» Material to process:
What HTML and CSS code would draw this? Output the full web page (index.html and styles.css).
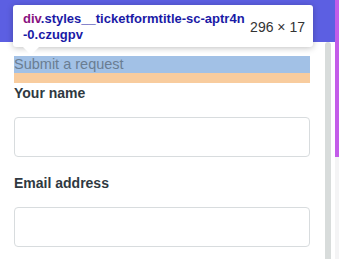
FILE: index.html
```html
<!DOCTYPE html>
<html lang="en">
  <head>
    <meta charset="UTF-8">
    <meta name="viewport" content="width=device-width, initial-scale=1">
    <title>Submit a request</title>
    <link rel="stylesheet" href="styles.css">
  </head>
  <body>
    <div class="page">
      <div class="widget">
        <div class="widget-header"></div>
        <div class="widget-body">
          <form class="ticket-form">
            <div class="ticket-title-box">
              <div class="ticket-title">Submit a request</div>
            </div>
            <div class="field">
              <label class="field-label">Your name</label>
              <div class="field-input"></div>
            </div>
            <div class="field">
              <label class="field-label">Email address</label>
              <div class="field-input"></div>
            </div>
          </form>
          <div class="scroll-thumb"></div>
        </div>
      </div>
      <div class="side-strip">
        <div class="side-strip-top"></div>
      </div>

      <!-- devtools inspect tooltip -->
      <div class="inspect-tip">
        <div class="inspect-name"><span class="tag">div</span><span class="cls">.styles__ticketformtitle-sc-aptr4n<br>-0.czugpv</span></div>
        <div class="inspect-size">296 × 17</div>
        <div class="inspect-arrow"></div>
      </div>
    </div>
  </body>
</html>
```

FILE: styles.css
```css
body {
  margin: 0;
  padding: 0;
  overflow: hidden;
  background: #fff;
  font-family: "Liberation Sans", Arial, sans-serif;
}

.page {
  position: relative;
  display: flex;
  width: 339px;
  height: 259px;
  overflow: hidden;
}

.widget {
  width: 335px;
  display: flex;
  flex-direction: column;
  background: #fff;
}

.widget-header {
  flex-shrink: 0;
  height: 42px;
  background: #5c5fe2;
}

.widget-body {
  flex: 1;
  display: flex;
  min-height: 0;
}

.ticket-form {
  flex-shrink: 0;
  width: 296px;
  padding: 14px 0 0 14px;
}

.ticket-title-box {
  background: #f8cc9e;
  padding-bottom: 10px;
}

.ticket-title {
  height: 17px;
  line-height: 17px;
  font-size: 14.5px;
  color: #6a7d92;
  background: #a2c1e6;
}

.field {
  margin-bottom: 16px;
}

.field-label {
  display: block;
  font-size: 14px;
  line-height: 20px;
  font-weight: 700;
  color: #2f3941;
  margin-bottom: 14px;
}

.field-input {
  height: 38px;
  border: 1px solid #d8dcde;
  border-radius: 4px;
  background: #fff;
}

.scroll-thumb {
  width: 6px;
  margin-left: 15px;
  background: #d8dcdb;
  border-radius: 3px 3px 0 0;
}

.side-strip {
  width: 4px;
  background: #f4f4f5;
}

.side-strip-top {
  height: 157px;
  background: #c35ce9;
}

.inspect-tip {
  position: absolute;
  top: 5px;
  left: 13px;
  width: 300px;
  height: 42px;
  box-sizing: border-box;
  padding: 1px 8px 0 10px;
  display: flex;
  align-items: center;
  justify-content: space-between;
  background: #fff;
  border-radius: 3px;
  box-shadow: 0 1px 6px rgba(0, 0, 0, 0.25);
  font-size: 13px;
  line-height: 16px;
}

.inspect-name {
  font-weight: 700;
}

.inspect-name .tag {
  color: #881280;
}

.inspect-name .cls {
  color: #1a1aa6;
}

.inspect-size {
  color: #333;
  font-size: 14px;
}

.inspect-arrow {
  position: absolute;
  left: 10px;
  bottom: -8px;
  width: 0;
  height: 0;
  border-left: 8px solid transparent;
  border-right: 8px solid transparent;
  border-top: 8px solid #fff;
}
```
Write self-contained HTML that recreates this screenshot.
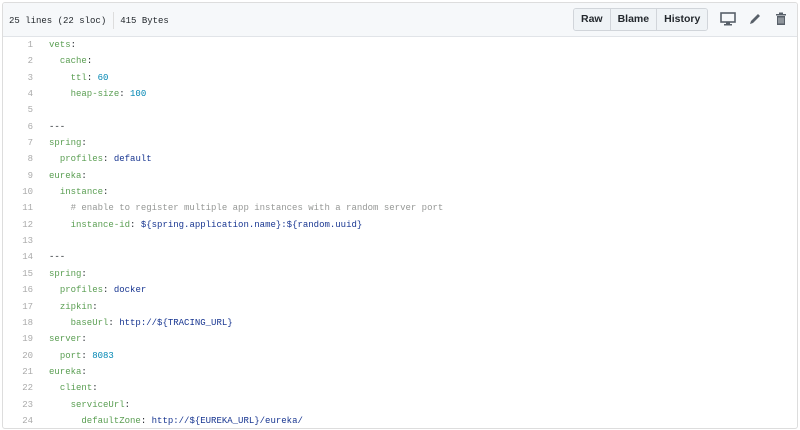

» What to work on: Leave out every picture and copy the rest of the records exactly.

» Worked answer:
What HTML and CSS code would draw this? Output the full web page (index.html and styles.css).
FILE: index.html
```html
<!DOCTYPE html>
<html lang="en">
  <head>
    <meta charset="UTF-8">
    <meta name="viewport" content="width=device-width, initial-scale=1">
    <title>Submit a request</title>
    <link rel="stylesheet" href="styles.css">
  </head>
  <body>
    <div class="page">
      <div class="widget">
        <div class="widget-header"></div>
        <div class="widget-body">
          <form class="ticket-form">
            <div class="ticket-title-box">
              <div class="ticket-title">Submit a request</div>
            </div>
            <div class="field">
              <label class="field-label">Your name</label>
              <div class="field-input"></div>
            </div>
            <div class="field">
              <label class="field-label">Email address</label>
              <div class="field-input"></div>
            </div>
          </form>
          <div class="scroll-thumb"></div>
        </div>
      </div>
      <div class="side-strip">
        <div class="side-strip-top"></div>
      </div>

      <!-- devtools inspect tooltip -->
      <div class="inspect-tip">
        <div class="inspect-name"><span class="tag">div</span><span class="cls">.styles__ticketformtitle-sc-aptr4n<br>-0.czugpv</span></div>
        <div class="inspect-size">296 × 17</div>
        <div class="inspect-arrow"></div>
      </div>
    </div>
  </body>
</html>
```

FILE: styles.css
```css
body {
  margin: 0;
  padding: 0;
  overflow: hidden;
  background: #fff;
  font-family: "Liberation Sans", Arial, sans-serif;
}

.page {
  position: relative;
  display: flex;
  width: 339px;
  height: 259px;
  overflow: hidden;
}

.widget {
  width: 335px;
  display: flex;
  flex-direction: column;
  background: #fff;
}

.widget-header {
  flex-shrink: 0;
  height: 42px;
  background: #5c5fe2;
}

.widget-body {
  flex: 1;
  display: flex;
  min-height: 0;
}

.ticket-form {
  flex-shrink: 0;
  width: 296px;
  padding: 14px 0 0 14px;
}

.ticket-title-box {
  background: #f8cc9e;
  padding-bottom: 10px;
}

.ticket-title {
  height: 17px;
  line-height: 17px;
  font-size: 14.5px;
  color: #6a7d92;
  background: #a2c1e6;
}

.field {
  margin-bottom: 16px;
}

.field-label {
  display: block;
  font-size: 14px;
  line-height: 20px;
  font-weight: 700;
  color: #2f3941;
  margin-bottom: 14px;
}

.field-input {
  height: 38px;
  border: 1px solid #d8dcde;
  border-radius: 4px;
  background: #fff;
}

.scroll-thumb {
  width: 6px;
  margin-left: 15px;
  background: #d8dcdb;
  border-radius: 3px 3px 0 0;
}

.side-strip {
  width: 4px;
  background: #f4f4f5;
}

.side-strip-top {
  height: 157px;
  background: #c35ce9;
}

.inspect-tip {
  position: absolute;
  top: 5px;
  left: 13px;
  width: 300px;
  height: 42px;
  box-sizing: border-box;
  padding: 1px 8px 0 10px;
  display: flex;
  align-items: center;
  justify-content: space-between;
  background: #fff;
  border-radius: 3px;
  box-shadow: 0 1px 6px rgba(0, 0, 0, 0.25);
  font-size: 13px;
  line-height: 16px;
}

.inspect-name {
  font-weight: 700;
}

.inspect-name .tag {
  color: #881280;
}

.inspect-name .cls {
  color: #1a1aa6;
}

.inspect-size {
  color: #333;
  font-size: 14px;
}

.inspect-arrow {
  position: absolute;
  left: 10px;
  bottom: -8px;
  width: 0;
  height: 0;
  border-left: 8px solid transparent;
  border-right: 8px solid transparent;
  border-top: 8px solid #fff;
}
```
Write self-contained HTML that recreates this screenshot.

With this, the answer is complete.